Vérifiez vos sources....

Bon j'ai cherché le document en question. Il s'agit d'une lettre de Léon XIII aux évêques espagnols, en date du 8 décembre 1882, intitulée Cum multa sint, et qui reproche aux catholiques espagnols leur implication dans les partis politiques au nom de la religion. C'est-à-dire exactement le contraire de ce que vous voudriez que je croie en lisant cette citation hors-contexte du pape Léon XIII. Voici le texte intégral, que je n'ai pas trouvé en français, mais en anglais du passage consacré au lieu politique/religion.
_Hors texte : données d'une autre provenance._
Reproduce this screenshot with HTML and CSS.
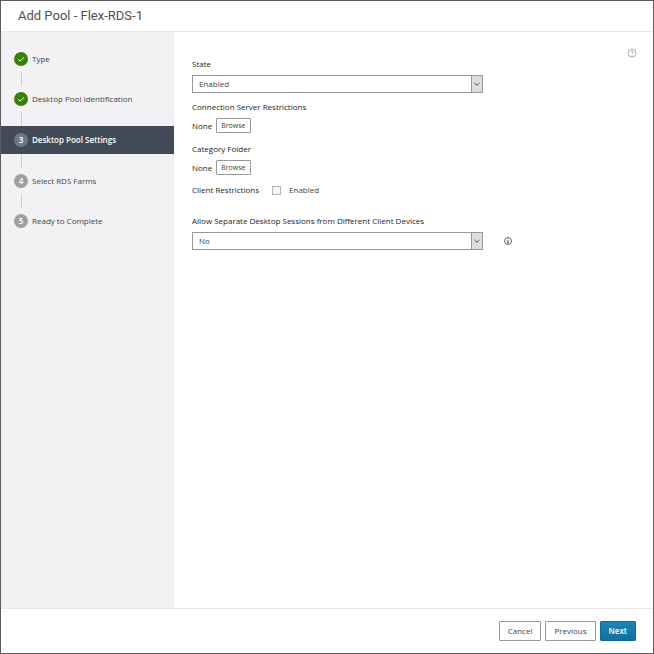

Si je résume le 6 : le pape parle de deux extrêmes : ceux qui prônent une séparation radicale de politique et religion (ce qu'on appelle le laïcisme), et qui sont condamnables parce que leur position est pernicieuse. Dans le 7 il évoque le deuxième extrême : ceux qui mélangent tout dans les partis politiques et qui sont aussi condamnables. Lire les 8 et 9, je n'ai pas le courage d'en faire un résumé. Dans tous les cas, je ne vois pas l'intérêt de mettre en porte-à-faux deux papes qui ont vécu à deux époques vraiment différentes, et écrit des documents dans des circonstances vraiment différentes à un public particulier. Tout le monde connaît le souci qu'avait Léon XIII de combattre le laïcisme forcené de la deuxième partie du XIXème siècle, donc certains de ses écrits sont virulents et partie intégrante d'un contexte donné.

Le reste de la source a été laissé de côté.